▶ **Given records**
────
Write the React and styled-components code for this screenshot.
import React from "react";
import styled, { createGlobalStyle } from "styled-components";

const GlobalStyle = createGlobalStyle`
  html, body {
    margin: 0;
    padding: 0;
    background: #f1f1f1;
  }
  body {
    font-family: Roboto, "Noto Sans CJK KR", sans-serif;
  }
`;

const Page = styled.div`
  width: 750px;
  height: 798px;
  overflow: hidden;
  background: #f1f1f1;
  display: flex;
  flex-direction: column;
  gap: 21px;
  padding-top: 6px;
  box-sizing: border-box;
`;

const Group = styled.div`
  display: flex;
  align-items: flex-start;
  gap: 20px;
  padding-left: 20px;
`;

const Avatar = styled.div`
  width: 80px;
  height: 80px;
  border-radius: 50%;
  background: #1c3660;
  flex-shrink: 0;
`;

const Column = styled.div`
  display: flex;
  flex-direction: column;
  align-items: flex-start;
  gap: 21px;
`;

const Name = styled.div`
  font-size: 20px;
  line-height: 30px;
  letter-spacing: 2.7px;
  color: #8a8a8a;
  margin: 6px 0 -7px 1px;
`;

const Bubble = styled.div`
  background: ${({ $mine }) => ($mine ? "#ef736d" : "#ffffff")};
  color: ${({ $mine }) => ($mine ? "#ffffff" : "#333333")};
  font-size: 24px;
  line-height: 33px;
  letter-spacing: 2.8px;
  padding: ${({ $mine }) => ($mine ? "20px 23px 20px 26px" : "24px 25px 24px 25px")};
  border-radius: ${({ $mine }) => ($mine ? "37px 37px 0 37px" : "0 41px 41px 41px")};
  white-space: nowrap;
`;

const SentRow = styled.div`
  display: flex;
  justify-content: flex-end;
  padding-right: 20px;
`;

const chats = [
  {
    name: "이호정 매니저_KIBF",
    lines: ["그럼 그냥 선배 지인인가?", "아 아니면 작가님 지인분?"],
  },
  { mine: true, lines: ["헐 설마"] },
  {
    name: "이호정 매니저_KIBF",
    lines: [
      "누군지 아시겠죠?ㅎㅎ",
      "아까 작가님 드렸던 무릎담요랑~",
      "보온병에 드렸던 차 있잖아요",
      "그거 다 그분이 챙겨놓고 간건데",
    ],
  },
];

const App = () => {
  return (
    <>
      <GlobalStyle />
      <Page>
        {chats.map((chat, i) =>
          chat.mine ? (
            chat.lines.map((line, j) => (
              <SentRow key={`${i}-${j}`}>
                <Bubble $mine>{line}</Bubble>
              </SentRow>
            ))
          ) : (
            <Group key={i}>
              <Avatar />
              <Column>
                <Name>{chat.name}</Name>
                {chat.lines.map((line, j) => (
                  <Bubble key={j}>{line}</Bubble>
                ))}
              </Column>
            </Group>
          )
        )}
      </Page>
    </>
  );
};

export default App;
────
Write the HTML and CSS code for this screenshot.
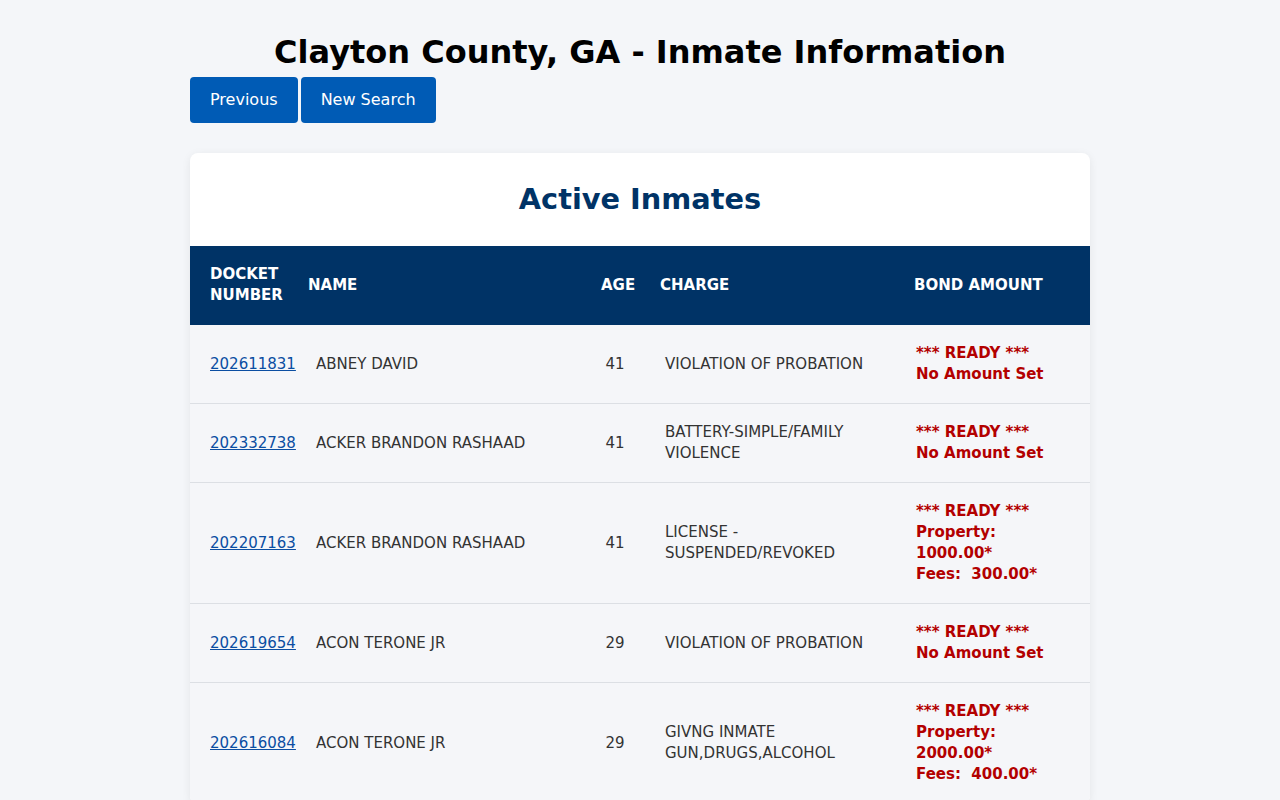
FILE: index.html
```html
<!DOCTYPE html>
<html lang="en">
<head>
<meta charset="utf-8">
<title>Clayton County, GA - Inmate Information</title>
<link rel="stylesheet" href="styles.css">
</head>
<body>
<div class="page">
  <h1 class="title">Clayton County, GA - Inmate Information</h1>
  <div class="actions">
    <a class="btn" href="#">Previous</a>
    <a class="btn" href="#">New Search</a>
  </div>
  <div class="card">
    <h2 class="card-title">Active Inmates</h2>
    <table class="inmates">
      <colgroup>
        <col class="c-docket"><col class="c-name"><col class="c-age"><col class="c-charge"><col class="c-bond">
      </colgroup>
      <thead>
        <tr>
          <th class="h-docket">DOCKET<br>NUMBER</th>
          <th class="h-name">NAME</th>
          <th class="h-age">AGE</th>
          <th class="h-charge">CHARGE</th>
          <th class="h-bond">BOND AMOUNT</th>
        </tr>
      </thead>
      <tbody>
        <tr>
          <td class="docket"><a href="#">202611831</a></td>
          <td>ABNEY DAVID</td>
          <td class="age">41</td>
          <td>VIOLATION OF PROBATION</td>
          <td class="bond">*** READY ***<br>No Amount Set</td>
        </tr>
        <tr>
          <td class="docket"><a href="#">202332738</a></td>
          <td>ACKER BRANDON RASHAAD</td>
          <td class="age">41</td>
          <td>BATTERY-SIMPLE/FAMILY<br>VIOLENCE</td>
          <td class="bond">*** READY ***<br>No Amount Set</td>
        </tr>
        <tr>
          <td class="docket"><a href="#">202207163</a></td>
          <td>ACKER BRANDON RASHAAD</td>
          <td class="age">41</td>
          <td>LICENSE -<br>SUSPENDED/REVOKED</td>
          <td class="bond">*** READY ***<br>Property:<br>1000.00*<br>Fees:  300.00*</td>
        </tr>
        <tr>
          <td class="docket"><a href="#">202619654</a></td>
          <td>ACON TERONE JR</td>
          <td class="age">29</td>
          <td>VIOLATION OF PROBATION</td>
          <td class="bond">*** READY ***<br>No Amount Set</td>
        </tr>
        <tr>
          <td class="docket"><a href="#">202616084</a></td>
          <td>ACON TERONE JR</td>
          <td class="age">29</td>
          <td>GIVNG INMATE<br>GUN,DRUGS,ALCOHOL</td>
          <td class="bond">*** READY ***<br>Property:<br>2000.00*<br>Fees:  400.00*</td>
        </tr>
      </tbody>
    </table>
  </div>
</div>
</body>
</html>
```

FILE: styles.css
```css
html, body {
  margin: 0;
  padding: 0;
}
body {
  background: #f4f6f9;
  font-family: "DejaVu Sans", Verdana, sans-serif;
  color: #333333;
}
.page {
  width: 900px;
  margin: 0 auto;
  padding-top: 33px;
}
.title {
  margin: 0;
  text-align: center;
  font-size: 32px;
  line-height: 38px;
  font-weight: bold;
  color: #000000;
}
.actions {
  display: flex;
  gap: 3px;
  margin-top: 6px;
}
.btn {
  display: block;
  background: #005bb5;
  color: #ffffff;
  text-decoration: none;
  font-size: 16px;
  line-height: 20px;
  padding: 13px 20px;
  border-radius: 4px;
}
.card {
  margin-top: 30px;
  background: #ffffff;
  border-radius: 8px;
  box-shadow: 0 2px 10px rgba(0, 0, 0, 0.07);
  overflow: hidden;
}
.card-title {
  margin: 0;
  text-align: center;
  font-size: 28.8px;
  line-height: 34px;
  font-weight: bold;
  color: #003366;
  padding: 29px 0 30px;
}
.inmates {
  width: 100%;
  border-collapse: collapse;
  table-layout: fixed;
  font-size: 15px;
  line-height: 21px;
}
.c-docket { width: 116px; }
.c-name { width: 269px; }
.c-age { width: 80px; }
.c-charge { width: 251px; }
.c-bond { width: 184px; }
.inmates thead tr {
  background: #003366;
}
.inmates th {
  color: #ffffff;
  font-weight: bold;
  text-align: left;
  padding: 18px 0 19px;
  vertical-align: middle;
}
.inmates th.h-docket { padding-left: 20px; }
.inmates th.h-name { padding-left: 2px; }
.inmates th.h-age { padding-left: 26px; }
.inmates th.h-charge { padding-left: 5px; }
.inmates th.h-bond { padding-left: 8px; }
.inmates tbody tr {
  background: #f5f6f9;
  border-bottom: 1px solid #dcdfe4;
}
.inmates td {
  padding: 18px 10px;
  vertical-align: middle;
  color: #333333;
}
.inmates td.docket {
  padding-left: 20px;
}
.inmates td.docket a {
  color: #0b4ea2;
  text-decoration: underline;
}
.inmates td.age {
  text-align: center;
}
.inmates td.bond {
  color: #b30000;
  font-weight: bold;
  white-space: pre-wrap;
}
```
────
▶ **Do this**
Search the lines for the string "Write" and copy every line that has it.

▶ **Expected answer**
Write the React and styled-components code for this screenshot.
Write the HTML and CSS code for this screenshot.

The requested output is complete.